Objective → Go through the entries below, tally each line with the string "this", and give the final number by itself.

Dataset entries →
>> BEGIN
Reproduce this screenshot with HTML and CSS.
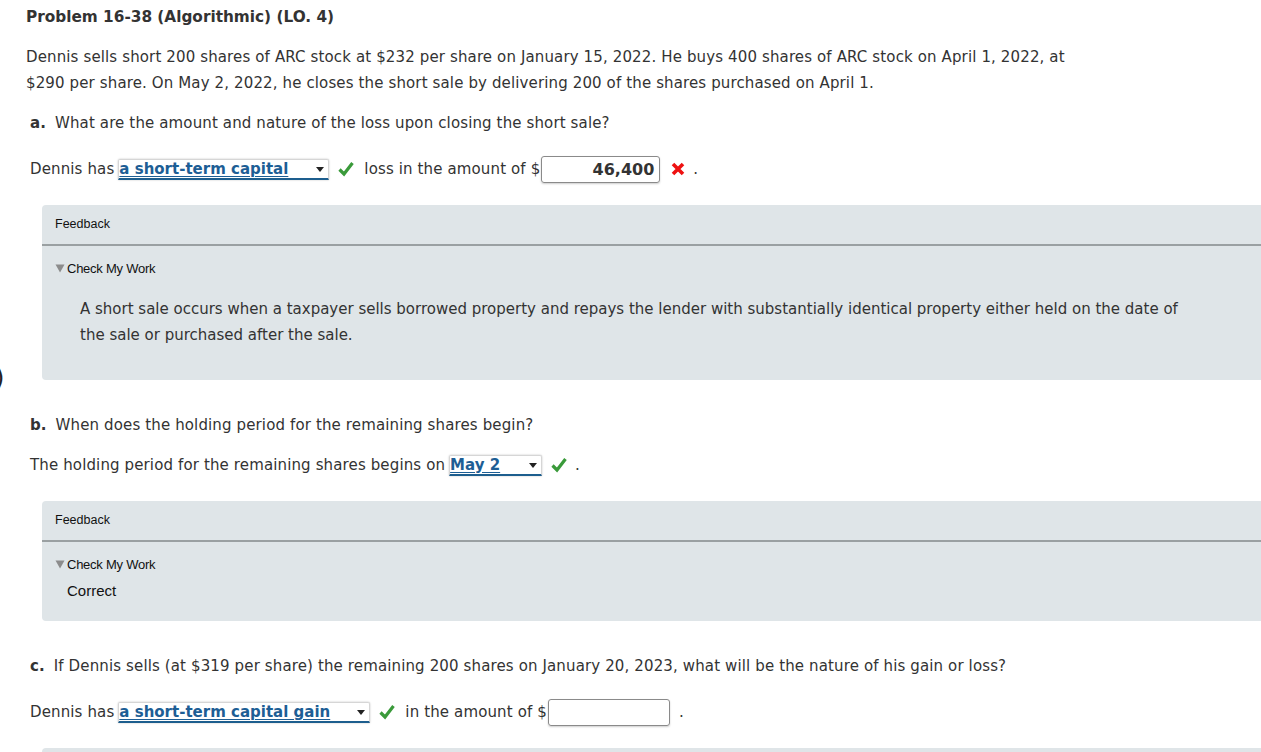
>> END
>> BEGIN
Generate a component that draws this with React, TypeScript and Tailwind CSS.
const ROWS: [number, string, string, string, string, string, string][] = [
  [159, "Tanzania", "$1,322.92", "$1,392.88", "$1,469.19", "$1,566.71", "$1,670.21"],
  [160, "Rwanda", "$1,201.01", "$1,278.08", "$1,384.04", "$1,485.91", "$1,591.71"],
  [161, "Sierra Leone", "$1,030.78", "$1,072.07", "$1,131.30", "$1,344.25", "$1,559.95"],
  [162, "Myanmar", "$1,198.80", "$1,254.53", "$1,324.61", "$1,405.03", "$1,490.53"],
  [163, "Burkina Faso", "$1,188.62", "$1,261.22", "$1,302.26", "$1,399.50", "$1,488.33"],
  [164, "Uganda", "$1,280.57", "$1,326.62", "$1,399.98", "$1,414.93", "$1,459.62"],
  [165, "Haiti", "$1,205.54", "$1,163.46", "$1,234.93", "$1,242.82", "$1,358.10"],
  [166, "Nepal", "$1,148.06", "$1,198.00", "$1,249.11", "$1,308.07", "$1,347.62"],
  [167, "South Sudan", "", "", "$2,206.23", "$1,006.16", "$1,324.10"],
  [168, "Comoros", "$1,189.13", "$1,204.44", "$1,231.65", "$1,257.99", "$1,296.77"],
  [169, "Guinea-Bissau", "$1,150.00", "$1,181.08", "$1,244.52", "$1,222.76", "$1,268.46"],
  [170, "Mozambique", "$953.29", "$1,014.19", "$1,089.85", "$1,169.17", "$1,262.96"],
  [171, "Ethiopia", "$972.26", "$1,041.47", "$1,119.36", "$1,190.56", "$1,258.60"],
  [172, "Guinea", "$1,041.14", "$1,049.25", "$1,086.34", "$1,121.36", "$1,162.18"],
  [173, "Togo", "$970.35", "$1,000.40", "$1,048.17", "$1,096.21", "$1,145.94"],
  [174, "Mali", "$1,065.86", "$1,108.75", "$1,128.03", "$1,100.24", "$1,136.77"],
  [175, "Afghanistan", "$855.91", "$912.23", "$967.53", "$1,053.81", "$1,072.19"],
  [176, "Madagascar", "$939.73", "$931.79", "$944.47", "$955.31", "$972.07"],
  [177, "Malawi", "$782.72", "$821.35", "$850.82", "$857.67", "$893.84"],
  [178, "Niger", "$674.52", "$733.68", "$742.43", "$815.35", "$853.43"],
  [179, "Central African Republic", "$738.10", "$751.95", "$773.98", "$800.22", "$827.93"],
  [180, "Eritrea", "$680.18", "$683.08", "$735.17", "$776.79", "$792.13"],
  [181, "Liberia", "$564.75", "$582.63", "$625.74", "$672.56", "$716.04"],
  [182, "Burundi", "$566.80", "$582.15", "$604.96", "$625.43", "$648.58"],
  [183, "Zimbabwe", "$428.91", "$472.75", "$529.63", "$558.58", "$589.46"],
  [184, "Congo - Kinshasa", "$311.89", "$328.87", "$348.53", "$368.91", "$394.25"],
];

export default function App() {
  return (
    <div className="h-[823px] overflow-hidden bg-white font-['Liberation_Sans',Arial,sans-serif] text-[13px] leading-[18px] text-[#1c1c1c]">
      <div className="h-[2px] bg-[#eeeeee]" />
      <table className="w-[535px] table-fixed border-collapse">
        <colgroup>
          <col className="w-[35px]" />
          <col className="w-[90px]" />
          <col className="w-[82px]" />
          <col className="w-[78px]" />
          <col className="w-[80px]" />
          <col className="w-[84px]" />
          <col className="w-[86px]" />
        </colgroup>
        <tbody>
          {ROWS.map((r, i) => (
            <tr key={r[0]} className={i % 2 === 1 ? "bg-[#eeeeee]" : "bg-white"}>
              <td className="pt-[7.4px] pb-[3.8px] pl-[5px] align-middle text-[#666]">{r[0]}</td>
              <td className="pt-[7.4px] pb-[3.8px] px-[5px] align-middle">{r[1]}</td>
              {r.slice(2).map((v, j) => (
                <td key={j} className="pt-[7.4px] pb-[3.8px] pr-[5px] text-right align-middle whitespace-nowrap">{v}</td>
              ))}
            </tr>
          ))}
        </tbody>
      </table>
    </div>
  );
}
>> END
>> BEGIN
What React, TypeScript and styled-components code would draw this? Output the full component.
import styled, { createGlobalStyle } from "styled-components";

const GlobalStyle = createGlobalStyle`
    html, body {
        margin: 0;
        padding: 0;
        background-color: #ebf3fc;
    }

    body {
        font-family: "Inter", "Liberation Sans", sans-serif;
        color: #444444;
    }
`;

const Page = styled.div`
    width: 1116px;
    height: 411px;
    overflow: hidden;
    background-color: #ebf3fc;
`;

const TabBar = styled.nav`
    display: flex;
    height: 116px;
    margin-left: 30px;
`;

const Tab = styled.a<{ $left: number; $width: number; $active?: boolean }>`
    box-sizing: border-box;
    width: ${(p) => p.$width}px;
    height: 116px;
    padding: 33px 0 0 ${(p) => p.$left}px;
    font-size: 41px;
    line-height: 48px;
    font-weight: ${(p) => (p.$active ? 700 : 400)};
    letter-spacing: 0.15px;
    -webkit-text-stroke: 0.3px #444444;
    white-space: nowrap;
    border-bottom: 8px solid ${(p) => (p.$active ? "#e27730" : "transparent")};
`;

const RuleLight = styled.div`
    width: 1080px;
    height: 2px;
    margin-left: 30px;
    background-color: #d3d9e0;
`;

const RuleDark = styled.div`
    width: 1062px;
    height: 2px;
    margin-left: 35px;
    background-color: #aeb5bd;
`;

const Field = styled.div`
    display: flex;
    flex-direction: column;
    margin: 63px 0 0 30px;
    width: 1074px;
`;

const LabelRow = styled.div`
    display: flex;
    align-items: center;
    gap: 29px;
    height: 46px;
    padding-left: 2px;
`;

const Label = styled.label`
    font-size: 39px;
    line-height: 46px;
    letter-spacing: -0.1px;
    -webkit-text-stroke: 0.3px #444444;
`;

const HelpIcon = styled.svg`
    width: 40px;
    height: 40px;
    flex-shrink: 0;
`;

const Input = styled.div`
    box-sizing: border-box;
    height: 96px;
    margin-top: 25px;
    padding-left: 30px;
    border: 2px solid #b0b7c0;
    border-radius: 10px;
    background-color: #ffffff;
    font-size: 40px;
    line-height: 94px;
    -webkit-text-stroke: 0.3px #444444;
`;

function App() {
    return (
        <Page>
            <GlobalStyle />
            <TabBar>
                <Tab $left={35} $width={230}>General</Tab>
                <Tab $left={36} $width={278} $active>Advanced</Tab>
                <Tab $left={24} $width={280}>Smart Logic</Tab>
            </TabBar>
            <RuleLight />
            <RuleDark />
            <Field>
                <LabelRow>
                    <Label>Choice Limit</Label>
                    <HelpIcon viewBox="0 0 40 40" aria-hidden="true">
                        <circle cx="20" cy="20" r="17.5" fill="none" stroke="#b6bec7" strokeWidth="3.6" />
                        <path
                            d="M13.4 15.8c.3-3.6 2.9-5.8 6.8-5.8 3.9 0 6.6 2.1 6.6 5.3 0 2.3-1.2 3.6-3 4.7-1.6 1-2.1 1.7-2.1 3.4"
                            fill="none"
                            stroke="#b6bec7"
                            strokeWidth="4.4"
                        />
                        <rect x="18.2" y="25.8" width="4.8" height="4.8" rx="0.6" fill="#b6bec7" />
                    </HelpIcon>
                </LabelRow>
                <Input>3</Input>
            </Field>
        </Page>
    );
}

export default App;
>> END
Written response → 3